3. The documents produced, by the learned Government Pleader do not show any notice being issued under Section 129 of G.S.T Act, notices produced by the learned Government Pleader are notices that are to be issued under Section 130 of G.S.T. Act.

4. A perusal of the seizure memo would also show that no legible reasons for seizure have been set out in the said notices.

5. This Court is not willing to look into the instructions produced by the learned Government Pleader, given by the authorities, to justify such seizure. The law in this regard is well settled by the judgment of the Hon’ble Supreme Court in the case of Mohinder Singh Gill & Anr vs. The Chief Election Commissioner,1that additional reasons cannot be supplemented after the impugned order had been passed.
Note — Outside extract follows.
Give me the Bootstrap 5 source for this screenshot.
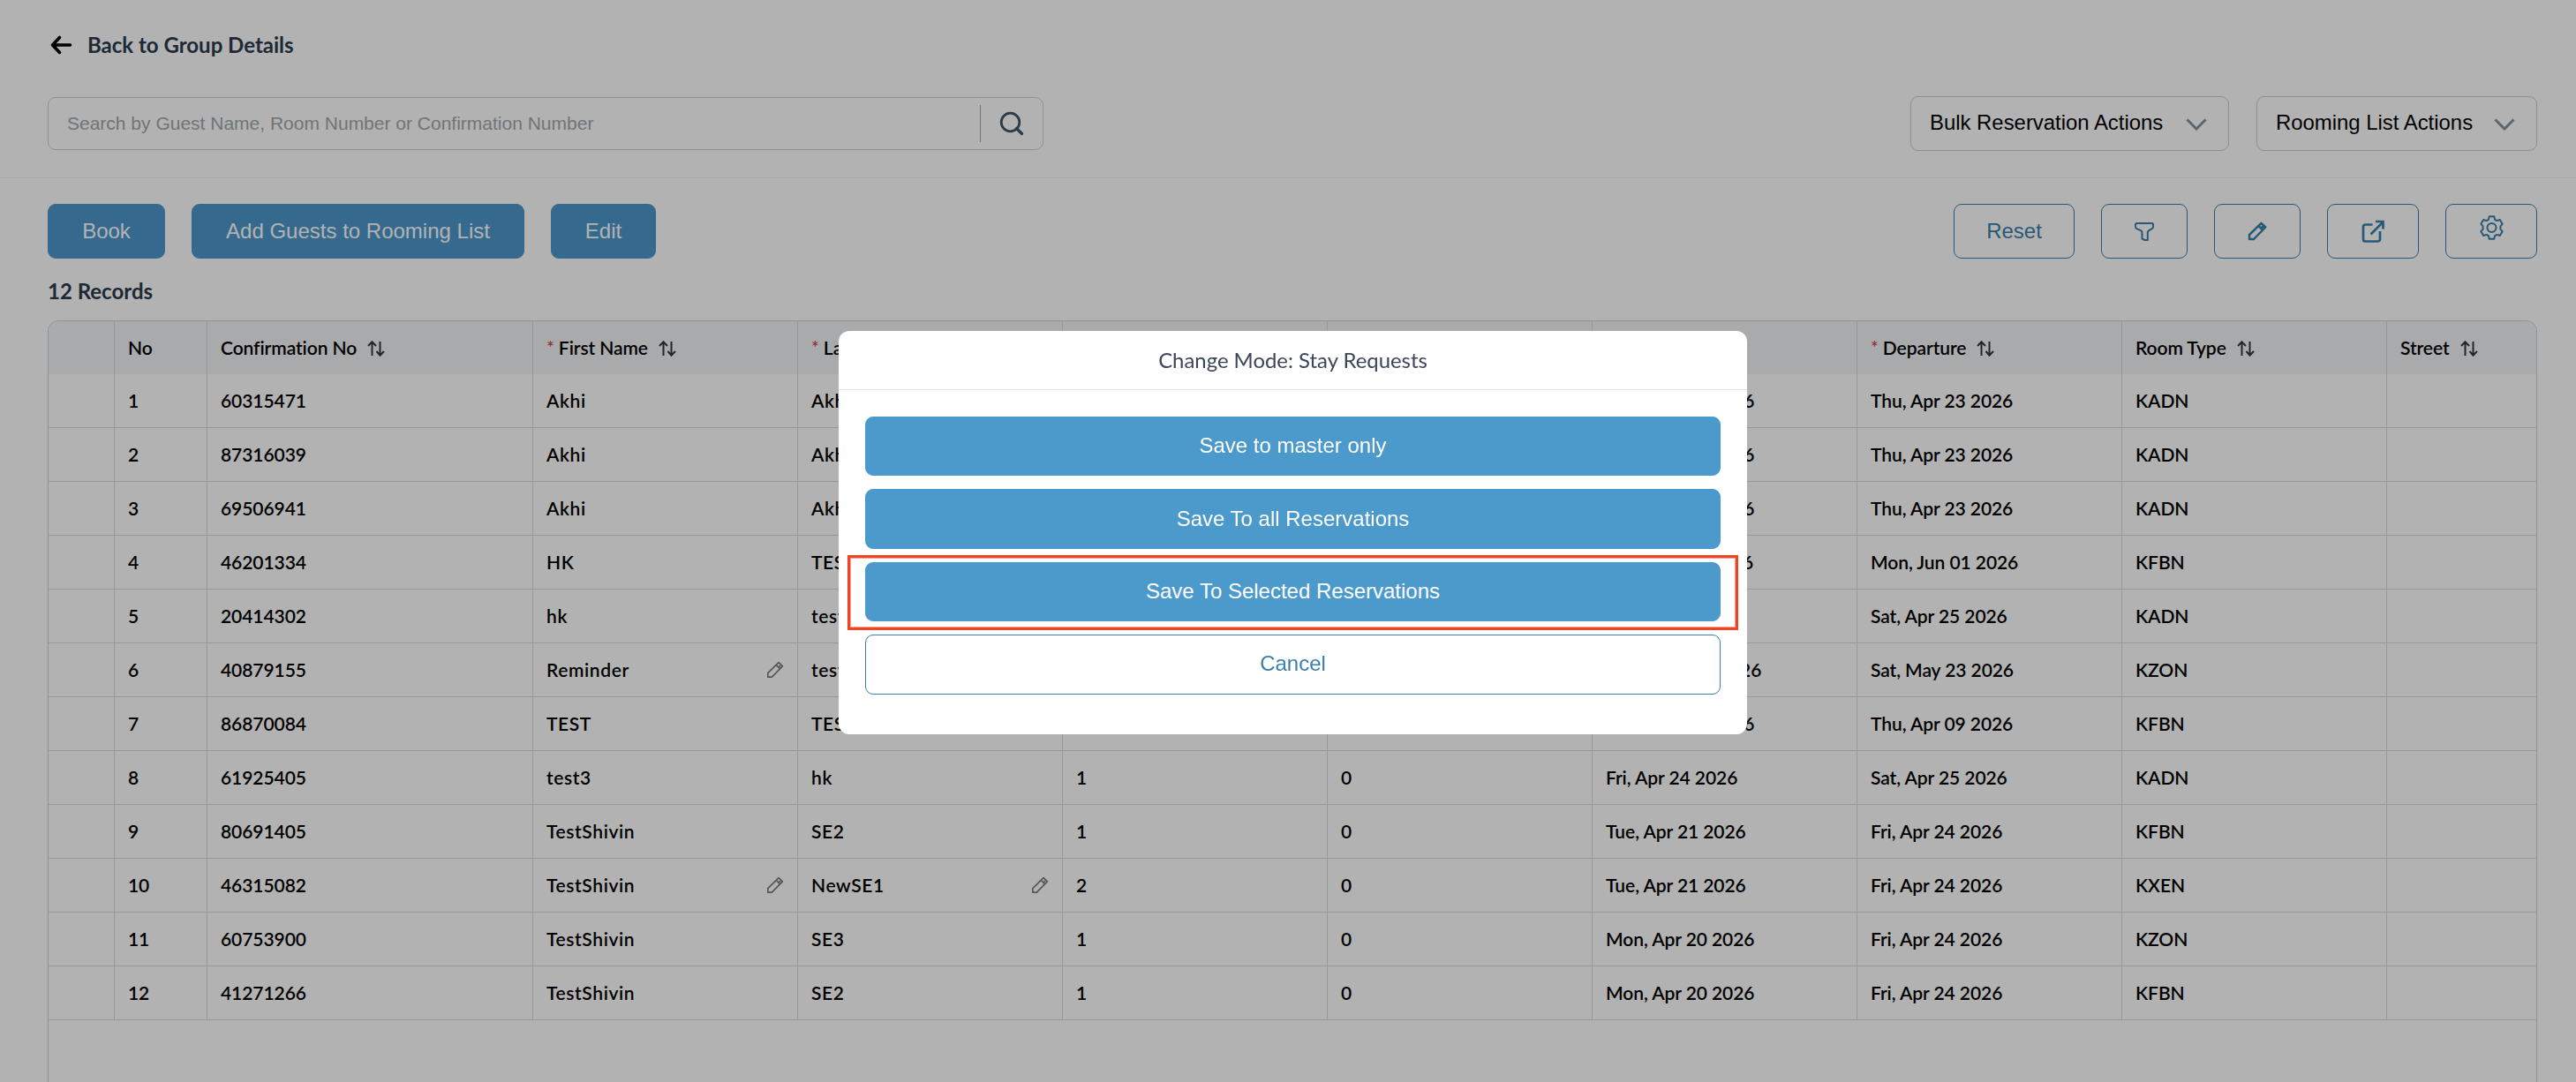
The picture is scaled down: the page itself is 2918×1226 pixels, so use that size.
<!DOCTYPE html>
<html lang="en">
<head>
<meta charset="utf-8">
<title>Rooming List</title>
<link href="https://cdn.jsdelivr.net/npm/bootstrap@5.3.0/dist/css/bootstrap.min.css" rel="stylesheet">
<style>
  body { font-family: Lato, sans-serif; font-size: 21px; color: #000; background: #fff; overflow: hidden; height: 1226px; }
  .arial { font-family: "Liberation Sans", Arial, sans-serif; }
  .topbar { height: 202px; padding: 0 44px 0 54px; border-bottom: 1px solid #eef0f2; }
  .backlink { height: 50px; margin-top: 26px; padding-left: 3px; gap: 17px; font-size: 24px; color: #2d3c4e; font-weight: 700; }
  .toolrow { margin-top: 33px; }
  .searchbox { width: 1128px; height: 60px; margin-top: 1px; border: 1px solid #d0d2d3; border-radius: 9px; }
  .searchbox .hint { padding-left: 21px; font-size: 21px; color: #9fa8ac; }
  .searchbox .vr { width: 1px; min-height: 0; height: 42px; opacity: 1; background: #a0a6a9; }
  .searchbox .go { width: 70px; }
  .menu-btn { height: 62px; border: 1px solid #ccced0; border-radius: 9px; font-size: 23.9px; padding: 0 0 3px 21px; color: #000; }
  .menu-btn svg { margin-top: 5px; }
  .actions { padding: 29px 44px 0 54px; }
  .abtn { --bs-btn-border-radius: 9px; --bs-btn-font-size: 24px; --bs-btn-padding-y: 0; --bs-btn-padding-x: 0; height: 62px; font-family: "Liberation Sans", Arial, sans-serif; }
  .fillbtn, .fillbtn:hover { background: #4c99cc; color: #fff; border-color: #4c99cc; }
  .linebtn, .linebtn:hover { background: #fff; color: #3a7fad; border-color: #3a7fad; }
  .records { font-size: 24px; font-weight: 700; color: #2d3c4e; line-height: 36px; margin: 19px 0 15px 54px; }
  .gridbox { margin: 0 44px 0 54px; height: 900px; border: 1px solid #d0d2d3; border-radius: 12px; overflow: hidden; }
  .gridbox table { table-layout: fixed; width: 100%; border-collapse: separate; border-spacing: 0; margin: 0; }
  .gridbox th, .gridbox td { height: 61px; padding: 0 15px 1px; vertical-align: middle; border-right: 1px solid #d9dadc; white-space: nowrap; overflow: hidden; font-weight: 600; line-height: 30px; letter-spacing: -.07px; }
  .gridbox th:last-child, .gridbox td:last-child { border-right: 0; }
  .gridbox th { height: 60px; background: #f3f4f7; }
  .gridbox td { border-bottom: 1px solid #d9dadc; }
  .req { color: #d0413a; font-weight: 400; margin-right: 5px; }
  .sorter { margin-left: 12px; vertical-align: -2px; }
  .spaced { letter-spacing: .6px; }
  .modal-backdrop { --bs-backdrop-opacity: .3; width: 100%; height: 100%; }
  .modal-dialog.save { width: 1029px; max-width: none; margin: 375px 0 0 950px; }
  .save .modal-content { height: 457px; border: 0; border-radius: 12px; }
  .save .modal-header { height: 67px; padding: 0; border-color: #dfe1e4; font-size: 23.9px; color: #3a475a; }
  .save .modal-body { padding: 30px 30px 0; gap: 15px; font-size: 24px; }
  .save .abtn { height: 67.4px; width: 100%; padding-bottom: 1px; }
  .marker { position: absolute; left: -20px; right: -20px; top: -8px; bottom: -10px; border: 3px solid #ee4423; outline: 1px solid #f7a192; outline-offset: -4px; }
</style>
</head>
<body>
<svg width="0" height="0" class="position-absolute">
  <symbol id="i-sort" viewBox="0 0 20 18"><path d="M5.500 17V1.500M1 6l4.500-4.700L10 6M14.500 1v15.500M10.500 12l4 4.700L19 12" fill="none" stroke="#303743" stroke-width="2"/></symbol>
  <symbol id="i-down" viewBox="0 0 24 14"><path d="M1.500 1.500L12 12 22.500 1.500" fill="none" stroke="#84929a" stroke-width="3"/></symbol>
  <symbol id="i-pencil" viewBox="0 0 22 22"><path d="M2 20v-5L15.500 1.800l4.700 4.700L7 20zM12.500 5l4.500 4.500M15 8l2.500-2.500" fill="none" stroke="currentColor" stroke-linejoin="round"/></symbol>
</svg>

<header class="topbar d-flex flex-column">
  <div class="backlink d-flex align-items-center">
    <svg width="25" height="22" viewBox="0 0 25 22"><path d="M22.500 11H4M10.500 2.500L2.500 11l8 8.500" fill="none" stroke="#000" stroke-width="3.600" stroke-linecap="round" stroke-linejoin="round"/></svg>
    <span>Back to Group Details</span>
  </div>
  <div class="toolrow d-flex justify-content-between">
    <div class="searchbox arial d-flex align-items-center">
      <span class="hint flex-grow-1">Search by Guest Name, Room Number or Confirmation Number</span>
      <span class="vr align-self-center"></span>
      <span class="go d-flex justify-content-center"><svg width="28" height="28" viewBox="0 0 28 28"><circle cx="12.500" cy="12.500" r="10.300" fill="none" stroke="#415563" stroke-width="2.800"/><path d="M19.500 19.500l6 6" stroke="#415563" stroke-width="3.200" stroke-linecap="round"/></svg></span>
    </div>
    <div class="d-flex" style="gap:31px">
      <div class="menu-btn arial d-flex align-items-center" style="width:361px"><span class="lbl flex-grow-1">Bulk Reservation Actions</span><svg class="me-4" width="24" height="14"><use href="#i-down"/></svg></div>
      <div class="menu-btn arial d-flex align-items-center" style="width:318px"><span class="lbl flex-grow-1">Rooming List Actions</span><svg class="me-4" width="24" height="14"><use href="#i-down"/></svg></div>
    </div>
  </div>
</header>

<div class="actions d-flex justify-content-between">
  <div class="d-flex" style="gap:30px">
    <button class="btn abtn fillbtn" style="width:133px">Book</button>
    <button class="btn abtn fillbtn" style="width:377px">Add Guests to Rooming List</button>
    <button class="btn abtn fillbtn" style="width:119px">Edit</button>
  </div>
  <div class="d-flex" style="gap:30px">
    <button class="btn abtn linebtn" style="width:137px">Reset</button>
    <button class="btn abtn linebtn d-flex align-items-center justify-content-center" style="width:98px"><svg width="22" height="21" viewBox="0 0 22 21" fill="none" stroke="currentColor" stroke-width="2" stroke-linejoin="round"><path d="M2.500 1h17c1 0 1.500.5 1.500 1.500V5c0 .8-.4 1.400-1 1.800L16 9.300c-.8.500-1.200 1.200-1.200 2V20h-3.300l-3-1.500v-7.200c0-.8-.4-1.500-1.200-2L2 6.800C1.400 6.400 1 5.800 1 5V2.500C1 1.500 1.500 1 2.500 1z"/></svg></button>
    <button class="btn abtn linebtn d-flex align-items-center justify-content-center" style="width:98px"><svg width="22" height="22" stroke-width="2.500"><use href="#i-pencil"/></svg></button>
    <button class="btn abtn linebtn d-flex align-items-center justify-content-center" style="width:104px"><svg width="26" height="26" viewBox="0 0 26 26" fill="none" stroke="currentColor" stroke-width="2.700"><path d="M12.500 5.500H4.500A2.500 2.500 0 0 0 2 8v14a2.500 2.500 0 0 0 2.500 2.500h14A2.500 2.500 0 0 0 21 22v-9M10.500 16.500L24 3M16 2h8.500v8.500"/></svg></button>
    <button class="btn abtn linebtn d-flex align-items-center justify-content-center pb-2" style="width:104px"><svg class="gear" width="27" height="28" viewBox="0 0 27 28" fill="none" stroke="currentColor" stroke-width="2" stroke-linejoin="round"><circle cx="13.500" cy="14" r="5"/><path d="M10.700 1.200h5.600l.8 3.600 2.300 1.300 3.400-1.100 2.800 4.800-2.200 2.500v3.400l2.200 2.500-2.800 4.800-3.400-1.100-2.300 1.300-.8 3.600h-5.600l-.8-3.600-2.300-1.300L4.200 23l-2.800-4.800 2.200-2.500v-3.400L1.400 9.800 4.200 5l3.400 1.100 2.300-1.300z"/></svg></button>
  </div>
</div>

<div class="records">12 Records</div>

<div class="gridbox">
  <table>
    <colgroup><col style="width:75px"><col style="width:105px"><col style="width:369px"><col style="width:300px"><col style="width:300px"><col style="width:300px"><col style="width:300px"><col style="width:300px"><col style="width:300px"><col style="width:300px"><col></colgroup>
    <thead><tr id="head"></tr></thead>
    <tbody id="rows"></tbody>
  </table>
</div>

<div class="modal-backdrop show"></div>
<div class="modal d-block" tabindex="-1">
  <div class="modal-dialog save">
    <div class="modal-content">
      <div class="modal-header justify-content-center">Change Mode: Stay Requests</div>
      <div class="modal-body d-flex flex-column">
        <button class="btn abtn fillbtn flex-shrink-0">Save to master only</button>
        <button class="btn abtn fillbtn flex-shrink-0">Save To all Reservations</button>
        <div class="position-relative d-flex"><button class="btn abtn fillbtn">Save To Selected Reservations</button><span class="marker"></span></div>
        <button class="btn abtn linebtn flex-shrink-0">Cancel</button>
      </div>
    </div>
  </div>
</div>

<script src="https://cdn.jsdelivr.net/npm/bootstrap@5.3.0/dist/js/bootstrap.bundle.min.js"></script>
<script>
  const heads = ['', 'No', 'Confirmation No', '*First Name', '*Last Name', '', '', '', '*Departure', 'Room Type', 'Street'];
  document.getElementById('head').innerHTML = heads.map((h, i) => {
    const req = h[0] === '*' ? '<span class="req">*</span>' : '';
    const sort = h && i > 1 ? '<svg class="sorter" width="20" height="18"><use href="#i-sort"/></svg>' : '';
    return `<th>${req}${h.replace('*', '')}${sort}</th>`;
  }).join('');

  const rows = [
    ['60315471', 'Akhi', 'Akhi', '', '', 'Mon, Apr 20 2026', 'Thu, Apr 23 2026', 'KADN'],
    ['87316039', 'Akhi', 'Akhi', '', '', 'Mon, Apr 20 2026', 'Thu, Apr 23 2026', 'KADN'],
    ['69506941', 'Akhi', 'Akhi', '', '', 'Mon, Apr 20 2026', 'Thu, Apr 23 2026', 'KADN'],
    ['46201334', 'HK', 'TEST', '', '', 'Mon, Jun 01 2026', 'Mon, Jun 01 2026', 'KFBN'],
    ['20414302', 'hk', 'test', '', '', 'Fri, Apr 24 2026', 'Sat, Apr 25 2026', 'KADN'],
    ['40879155', 'Reminder~', 'test', '', '', 'Wed, May 20 2026', 'Sat, May 23 2026', 'KZON'],
    ['86870084', 'TEST', 'TEST', '', '', 'Mon, Apr 06 2026', 'Thu, Apr 09 2026', 'KFBN'],
    ['61925405', 'test3', 'hk', 1, 0, 'Fri, Apr 24 2026', 'Sat, Apr 25 2026', 'KADN'],
    ['80691405', 'TestShivin', 'SE2', 1, 0, 'Tue, Apr 21 2026', 'Fri, Apr 24 2026', 'KFBN'],
    ['46315082', 'TestShivin~', 'NewSE1~', 2, 0, 'Tue, Apr 21 2026', 'Fri, Apr 24 2026', 'KXEN'],
    ['60753900', 'TestShivin', 'SE3', 1, 0, 'Mon, Apr 20 2026', 'Fri, Apr 24 2026', 'KZON'],
    ['41271266', 'TestShivin', 'SE2', 1, 0, 'Mon, Apr 20 2026', 'Fri, Apr 24 2026', 'KFBN']
  ];
  const cell = (v, i) => {
    const s = String(v), named = i === 1 || i === 2;
    const pen = s.endsWith('~') ? '<svg width="20" height="20" stroke-width="1.8" style="color:#777c80"><use href="#i-pencil"/></svg>' : '';
    return `<td><div class="d-flex align-items-center justify-content-between${named ? ' spaced' : ''}"><span class="val">${s.replace('~', '')}</span>${pen}</div></td>`;
  };
  document.getElementById('rows').innerHTML = rows.map((r, n) =>
    `<tr><td></td><td>${n + 1}</td>${r.map(cell).join('')}<td></td></tr>`).join('');
</script>
</body>
</html>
6. In the circumstances, these Writ Petitions are disposed of with the following directions:

i) The concerned authorities, who had seized the goods of the petitioner, shall issue a notice under Section 129(3) of G.S.T Act within two days from today;

ii) The order ascertaining the documents of the goods and consequent tax, if any, payable on such goods shall be fixed within three days thereafter;

iii) This shall be done after notice and opportunity is being given to the petitioner;

iv) The goods of the petitioner would then be released in terms of Section 129(1) of the G.S.T Act;

v) The proceedings under Section 130 of G.S.T Act shall be initiated only after this process has been completed.

7. This is yet another case which requires the Commissioner of Commercial Taxes to sensitize his officers about the manner in which such confiscations are to be carried out. There is every need for the Commissioner of Commercial Taxes, to conduct coaching classes, if necessary, to train his officers to follow the law and the procedural safeguards set out in the law.

8. A copy of this judgment shall be placed before the Commissioner, Commercial Taxes for his action.

9. The gist of the order shall be informed to the concerned officers by the learned Government Pleader.

As a sequel, miscellaneous petitions, if any, shall stand closed. There shall be no order as to costs.